» Supplied data:

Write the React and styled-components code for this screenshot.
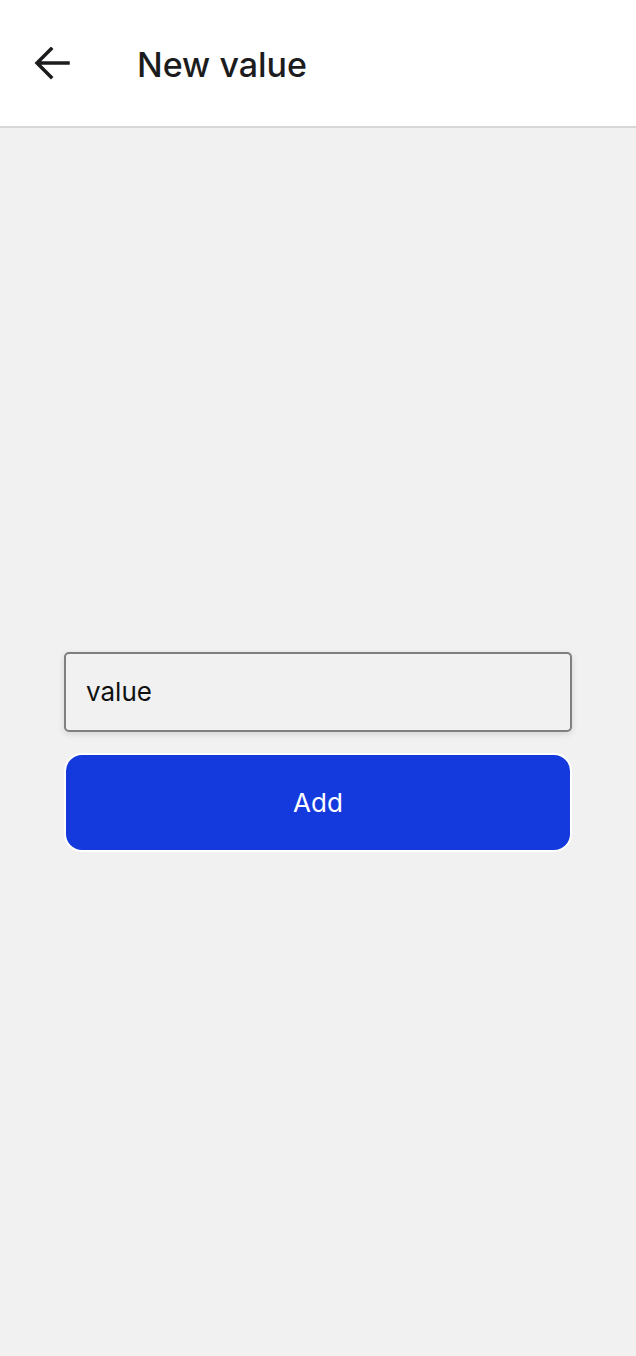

* * *

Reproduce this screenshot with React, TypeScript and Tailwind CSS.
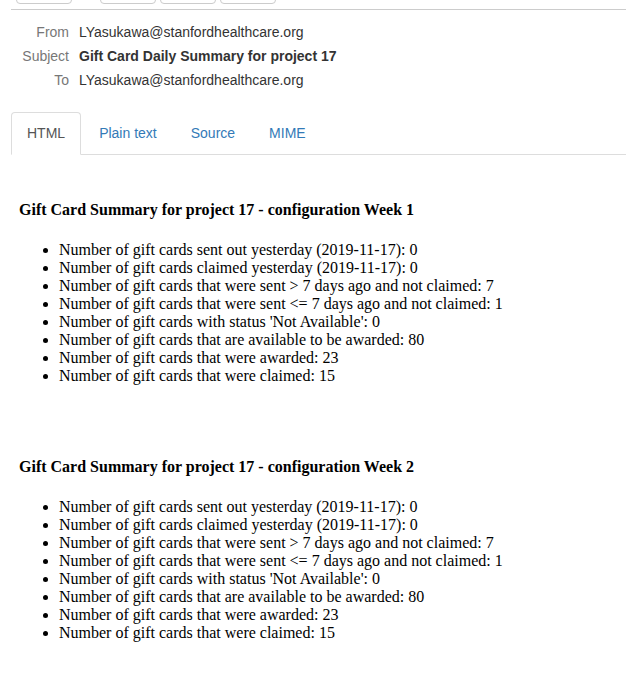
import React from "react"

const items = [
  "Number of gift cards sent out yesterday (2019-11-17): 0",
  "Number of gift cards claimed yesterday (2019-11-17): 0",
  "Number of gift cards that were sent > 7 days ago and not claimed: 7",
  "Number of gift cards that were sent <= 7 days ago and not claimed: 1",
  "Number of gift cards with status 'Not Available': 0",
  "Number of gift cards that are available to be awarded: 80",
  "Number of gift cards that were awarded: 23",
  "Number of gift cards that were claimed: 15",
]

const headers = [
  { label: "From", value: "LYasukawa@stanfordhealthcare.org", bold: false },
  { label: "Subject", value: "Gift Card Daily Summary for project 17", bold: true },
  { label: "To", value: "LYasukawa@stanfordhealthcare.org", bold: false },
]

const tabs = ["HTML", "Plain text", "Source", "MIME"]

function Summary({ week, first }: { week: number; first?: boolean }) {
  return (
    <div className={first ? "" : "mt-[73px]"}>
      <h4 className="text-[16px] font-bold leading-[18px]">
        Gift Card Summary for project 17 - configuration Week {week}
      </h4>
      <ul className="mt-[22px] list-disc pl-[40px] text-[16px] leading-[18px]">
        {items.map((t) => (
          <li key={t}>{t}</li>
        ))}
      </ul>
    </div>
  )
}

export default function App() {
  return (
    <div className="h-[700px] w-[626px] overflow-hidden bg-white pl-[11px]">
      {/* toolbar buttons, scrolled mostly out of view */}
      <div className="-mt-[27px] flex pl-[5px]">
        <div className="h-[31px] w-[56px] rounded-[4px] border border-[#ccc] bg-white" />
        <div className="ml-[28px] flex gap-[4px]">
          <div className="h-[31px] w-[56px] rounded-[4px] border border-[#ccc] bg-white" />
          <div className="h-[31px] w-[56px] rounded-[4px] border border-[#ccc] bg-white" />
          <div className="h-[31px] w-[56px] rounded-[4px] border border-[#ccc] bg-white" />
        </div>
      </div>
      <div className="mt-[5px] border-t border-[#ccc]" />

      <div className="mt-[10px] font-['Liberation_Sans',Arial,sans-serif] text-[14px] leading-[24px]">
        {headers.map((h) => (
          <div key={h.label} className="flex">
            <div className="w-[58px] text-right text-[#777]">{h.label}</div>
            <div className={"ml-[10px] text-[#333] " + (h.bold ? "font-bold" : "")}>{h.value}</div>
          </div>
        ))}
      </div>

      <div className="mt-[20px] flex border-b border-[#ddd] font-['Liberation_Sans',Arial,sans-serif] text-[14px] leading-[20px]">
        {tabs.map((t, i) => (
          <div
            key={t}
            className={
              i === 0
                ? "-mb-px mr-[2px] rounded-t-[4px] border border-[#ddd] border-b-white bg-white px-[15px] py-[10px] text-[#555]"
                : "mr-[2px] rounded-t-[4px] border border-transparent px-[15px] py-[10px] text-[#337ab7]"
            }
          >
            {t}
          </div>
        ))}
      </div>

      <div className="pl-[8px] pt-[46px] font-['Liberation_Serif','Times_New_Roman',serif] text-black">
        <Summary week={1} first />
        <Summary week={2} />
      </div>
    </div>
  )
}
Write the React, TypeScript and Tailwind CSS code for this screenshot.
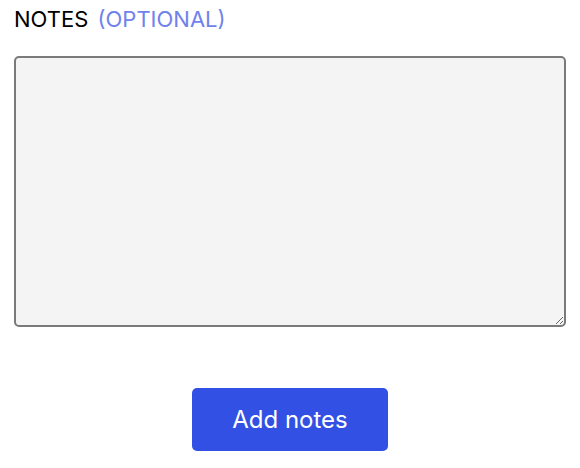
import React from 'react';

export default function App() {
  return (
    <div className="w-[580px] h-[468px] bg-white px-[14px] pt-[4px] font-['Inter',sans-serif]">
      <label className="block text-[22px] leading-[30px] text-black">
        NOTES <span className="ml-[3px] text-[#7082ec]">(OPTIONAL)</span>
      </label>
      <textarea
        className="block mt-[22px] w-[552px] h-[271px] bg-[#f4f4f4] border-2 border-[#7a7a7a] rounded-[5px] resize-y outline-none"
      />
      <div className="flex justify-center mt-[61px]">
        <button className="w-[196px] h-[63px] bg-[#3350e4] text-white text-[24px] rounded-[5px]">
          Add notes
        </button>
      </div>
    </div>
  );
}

---

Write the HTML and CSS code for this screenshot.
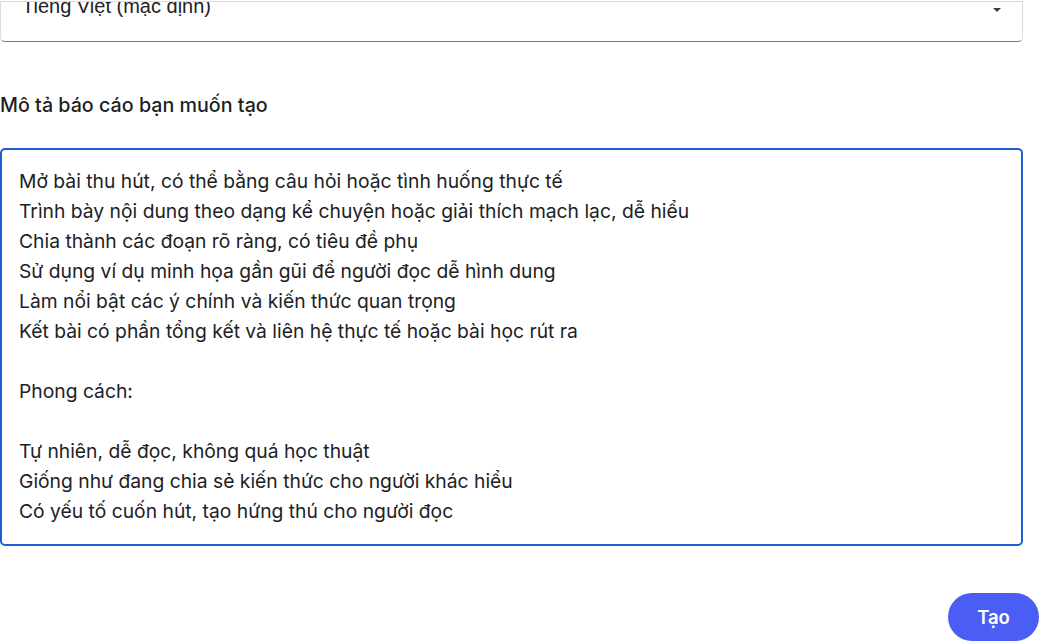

» Stated exercise:
All lines above containing the string "this" are to be collected.

» Task solution:
Write the React and styled-components code for this screenshot.
Reproduce this screenshot with React, TypeScript and Tailwind CSS.
Write the React, TypeScript and Tailwind CSS code for this screenshot.
Write the HTML and CSS code for this screenshot.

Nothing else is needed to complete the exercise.